[Given material]

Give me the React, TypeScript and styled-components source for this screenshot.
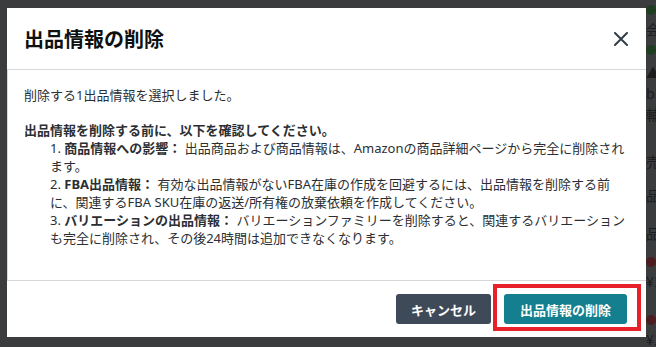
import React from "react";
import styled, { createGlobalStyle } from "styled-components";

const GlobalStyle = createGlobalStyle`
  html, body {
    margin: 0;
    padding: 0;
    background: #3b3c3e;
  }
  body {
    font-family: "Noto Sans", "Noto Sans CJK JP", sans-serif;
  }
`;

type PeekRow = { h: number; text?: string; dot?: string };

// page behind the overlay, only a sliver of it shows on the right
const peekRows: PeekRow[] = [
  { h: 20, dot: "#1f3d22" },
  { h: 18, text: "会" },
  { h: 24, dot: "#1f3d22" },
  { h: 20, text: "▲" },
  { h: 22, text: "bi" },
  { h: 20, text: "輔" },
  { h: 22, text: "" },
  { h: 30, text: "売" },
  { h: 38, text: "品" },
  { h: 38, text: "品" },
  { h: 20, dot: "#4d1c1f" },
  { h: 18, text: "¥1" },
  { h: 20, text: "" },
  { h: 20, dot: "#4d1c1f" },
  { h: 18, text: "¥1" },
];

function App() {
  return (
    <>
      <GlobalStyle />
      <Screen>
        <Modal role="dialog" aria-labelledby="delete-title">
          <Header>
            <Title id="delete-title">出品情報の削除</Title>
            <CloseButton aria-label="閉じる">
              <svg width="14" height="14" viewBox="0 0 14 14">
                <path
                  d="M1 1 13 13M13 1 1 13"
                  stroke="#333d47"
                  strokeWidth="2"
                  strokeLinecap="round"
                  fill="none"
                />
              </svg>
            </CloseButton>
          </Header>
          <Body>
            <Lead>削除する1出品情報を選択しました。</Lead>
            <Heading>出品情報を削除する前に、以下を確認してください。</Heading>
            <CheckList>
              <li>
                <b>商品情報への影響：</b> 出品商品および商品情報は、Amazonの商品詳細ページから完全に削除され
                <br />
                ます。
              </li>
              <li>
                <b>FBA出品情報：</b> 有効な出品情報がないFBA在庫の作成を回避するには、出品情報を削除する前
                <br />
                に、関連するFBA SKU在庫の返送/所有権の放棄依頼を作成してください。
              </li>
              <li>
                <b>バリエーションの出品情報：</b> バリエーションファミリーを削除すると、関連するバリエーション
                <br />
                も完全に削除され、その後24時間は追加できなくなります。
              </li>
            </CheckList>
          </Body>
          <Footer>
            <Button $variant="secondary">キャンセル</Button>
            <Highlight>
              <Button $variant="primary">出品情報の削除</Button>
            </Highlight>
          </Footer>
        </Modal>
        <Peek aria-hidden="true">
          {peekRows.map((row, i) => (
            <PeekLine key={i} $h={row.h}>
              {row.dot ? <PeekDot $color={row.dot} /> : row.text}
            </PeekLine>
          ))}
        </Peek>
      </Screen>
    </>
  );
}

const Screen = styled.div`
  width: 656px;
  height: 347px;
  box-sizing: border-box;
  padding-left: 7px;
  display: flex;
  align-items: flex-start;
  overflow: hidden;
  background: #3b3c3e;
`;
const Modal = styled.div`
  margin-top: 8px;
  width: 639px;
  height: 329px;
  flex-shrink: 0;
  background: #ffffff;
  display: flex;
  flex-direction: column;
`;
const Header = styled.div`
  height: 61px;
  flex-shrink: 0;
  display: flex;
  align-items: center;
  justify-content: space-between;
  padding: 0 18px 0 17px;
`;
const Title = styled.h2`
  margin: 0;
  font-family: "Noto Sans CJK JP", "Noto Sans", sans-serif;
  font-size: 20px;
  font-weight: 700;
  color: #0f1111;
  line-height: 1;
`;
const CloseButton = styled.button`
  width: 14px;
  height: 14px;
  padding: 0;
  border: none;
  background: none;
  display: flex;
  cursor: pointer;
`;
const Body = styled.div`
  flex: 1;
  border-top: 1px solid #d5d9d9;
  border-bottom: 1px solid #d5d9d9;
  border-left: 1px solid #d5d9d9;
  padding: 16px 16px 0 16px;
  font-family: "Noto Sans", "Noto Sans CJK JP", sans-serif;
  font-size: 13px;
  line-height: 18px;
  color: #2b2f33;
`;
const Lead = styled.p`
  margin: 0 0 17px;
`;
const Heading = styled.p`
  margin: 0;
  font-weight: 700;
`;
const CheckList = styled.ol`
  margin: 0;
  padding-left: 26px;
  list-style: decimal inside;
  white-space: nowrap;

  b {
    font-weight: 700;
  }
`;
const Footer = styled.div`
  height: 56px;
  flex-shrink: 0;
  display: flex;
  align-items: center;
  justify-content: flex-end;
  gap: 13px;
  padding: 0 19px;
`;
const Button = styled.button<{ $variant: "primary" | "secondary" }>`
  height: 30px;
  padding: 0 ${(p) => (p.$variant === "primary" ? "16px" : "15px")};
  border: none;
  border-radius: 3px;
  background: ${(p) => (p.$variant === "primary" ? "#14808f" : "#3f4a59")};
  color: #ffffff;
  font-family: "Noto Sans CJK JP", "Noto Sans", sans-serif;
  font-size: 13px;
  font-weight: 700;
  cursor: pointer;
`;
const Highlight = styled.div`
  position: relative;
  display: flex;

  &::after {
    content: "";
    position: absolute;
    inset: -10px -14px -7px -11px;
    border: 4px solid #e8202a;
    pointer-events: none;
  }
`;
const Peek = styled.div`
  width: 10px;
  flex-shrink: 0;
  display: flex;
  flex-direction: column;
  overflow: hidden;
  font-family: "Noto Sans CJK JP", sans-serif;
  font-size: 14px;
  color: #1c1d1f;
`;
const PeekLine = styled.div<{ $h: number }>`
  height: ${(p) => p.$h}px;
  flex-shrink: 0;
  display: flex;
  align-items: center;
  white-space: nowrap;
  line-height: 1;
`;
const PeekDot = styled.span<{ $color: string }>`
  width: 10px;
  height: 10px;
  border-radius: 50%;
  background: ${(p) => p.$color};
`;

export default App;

[Exercise brief] Transcribe all the lines above exactly, apart from the pictures.

[Answer to the problem]
Give me the React, TypeScript and styled-components source for this screenshot.
import React from "react";
import styled, { createGlobalStyle } from "styled-components";

const GlobalStyle = createGlobalStyle`
  html, body {
    margin: 0;
    padding: 0;
    background: #3b3c3e;
  }
  body {
    font-family: "Noto Sans", "Noto Sans CJK JP", sans-serif;
  }
`;

type PeekRow = { h: number; text?: string; dot?: string };

// page behind the overlay, only a sliver of it shows on the right
const peekRows: PeekRow[] = [
  { h: 20, dot: "#1f3d22" },
  { h: 18, text: "会" },
  { h: 24, dot: "#1f3d22" },
  { h: 20, text: "▲" },
  { h: 22, text: "bi" },
  { h: 20, text: "輔" },
  { h: 22, text: "" },
  { h: 30, text: "売" },
  { h: 38, text: "品" },
  { h: 38, text: "品" },
  { h: 20, dot: "#4d1c1f" },
  { h: 18, text: "¥1" },
  { h: 20, text: "" },
  { h: 20, dot: "#4d1c1f" },
  { h: 18, text: "¥1" },
];

function App() {
  return (
    <>
      <GlobalStyle />
      <Screen>
        <Modal role="dialog" aria-labelledby="delete-title">
          <Header>
            <Title id="delete-title">出品情報の削除</Title>
            <CloseButton aria-label="閉じる">
              <svg width="14" height="14" viewBox="0 0 14 14">
                <path
                  d="M1 1 13 13M13 1 1 13"
                  stroke="#333d47"
                  strokeWidth="2"
                  strokeLinecap="round"
                  fill="none"
                />
              </svg>
            </CloseButton>
          </Header>
          <Body>
            <Lead>削除する1出品情報を選択しました。</Lead>
            <Heading>出品情報を削除する前に、以下を確認してください。</Heading>
            <CheckList>
              <li>
                <b>商品情報への影響：</b> 出品商品および商品情報は、Amazonの商品詳細ページから完全に削除され
                <br />
                ます。
              </li>
              <li>
                <b>FBA出品情報：</b> 有効な出品情報がないFBA在庫の作成を回避するには、出品情報を削除する前
                <br />
                に、関連するFBA SKU在庫の返送/所有権の放棄依頼を作成してください。
              </li>
              <li>
                <b>バリエーションの出品情報：</b> バリエーションファミリーを削除すると、関連するバリエーション
                <br />
                も完全に削除され、その後24時間は追加できなくなります。
              </li>
            </CheckList>
          </Body>
          <Footer>
            <Button $variant="secondary">キャンセル</Button>
            <Highlight>
              <Button $variant="primary">出品情報の削除</Button>
            </Highlight>
          </Footer>
        </Modal>
        <Peek aria-hidden="true">
          {peekRows.map((row, i) => (
            <PeekLine key={i} $h={row.h}>
              {row.dot ? <PeekDot $color={row.dot} /> : row.text}
            </PeekLine>
          ))}
        </Peek>
      </Screen>
    </>
  );
}

const Screen = styled.div`
  width: 656px;
  height: 347px;
  box-sizing: border-box;
  padding-left: 7px;
  display: flex;
  align-items: flex-start;
  overflow: hidden;
  background: #3b3c3e;
`;
const Modal = styled.div`
  margin-top: 8px;
  width: 639px;
  height: 329px;
  flex-shrink: 0;
  background: #ffffff;
  display: flex;
  flex-direction: column;
`;
const Header = styled.div`
  height: 61px;
  flex-shrink: 0;
  display: flex;
  align-items: center;
  justify-content: space-between;
  padding: 0 18px 0 17px;
`;
const Title = styled.h2`
  margin: 0;
  font-family: "Noto Sans CJK JP", "Noto Sans", sans-serif;
  font-size: 20px;
  font-weight: 700;
  color: #0f1111;
  line-height: 1;
`;
const CloseButton = styled.button`
  width: 14px;
  height: 14px;
  padding: 0;
  border: none;
  background: none;
  display: flex;
  cursor: pointer;
`;
const Body = styled.div`
  flex: 1;
  border-top: 1px solid #d5d9d9;
  border-bottom: 1px solid #d5d9d9;
  border-left: 1px solid #d5d9d9;
  padding: 16px 16px 0 16px;
  font-family: "Noto Sans", "Noto Sans CJK JP", sans-serif;
  font-size: 13px;
  line-height: 18px;
  color: #2b2f33;
`;
const Lead = styled.p`
  margin: 0 0 17px;
`;
const Heading = styled.p`
  margin: 0;
  font-weight: 700;
`;
const CheckList = styled.ol`
  margin: 0;
  padding-left: 26px;
  list-style: decimal inside;
  white-space: nowrap;

  b {
    font-weight: 700;
  }
`;
const Footer = styled.div`
  height: 56px;
  flex-shrink: 0;
  display: flex;
  align-items: center;
  justify-content: flex-end;
  gap: 13px;
  padding: 0 19px;
`;
const Button = styled.button<{ $variant: "primary" | "secondary" }>`
  height: 30px;
  padding: 0 ${(p) => (p.$variant === "primary" ? "16px" : "15px")};
  border: none;
  border-radius: 3px;
  background: ${(p) => (p.$variant === "primary" ? "#14808f" : "#3f4a59")};
  color: #ffffff;
  font-family: "Noto Sans CJK JP", "Noto Sans", sans-serif;
  font-size: 13px;
  font-weight: 700;
  cursor: pointer;
`;
const Highlight = styled.div`
  position: relative;
  display: flex;

  &::after {
    content: "";
    position: absolute;
    inset: -10px -14px -7px -11px;
    border: 4px solid #e8202a;
    pointer-events: none;
  }
`;
const Peek = styled.div`
  width: 10px;
  flex-shrink: 0;
  display: flex;
  flex-direction: column;
  overflow: hidden;
  font-family: "Noto Sans CJK JP", sans-serif;
  font-size: 14px;
  color: #1c1d1f;
`;
const PeekLine = styled.div<{ $h: number }>`
  height: ${(p) => p.$h}px;
  flex-shrink: 0;
  display: flex;
  align-items: center;
  white-space: nowrap;
  line-height: 1;
`;
const PeekDot = styled.span<{ $color: string }>`
  width: 10px;
  height: 10px;
  border-radius: 50%;
  background: ${(p) => p.$color};
`;

export default App;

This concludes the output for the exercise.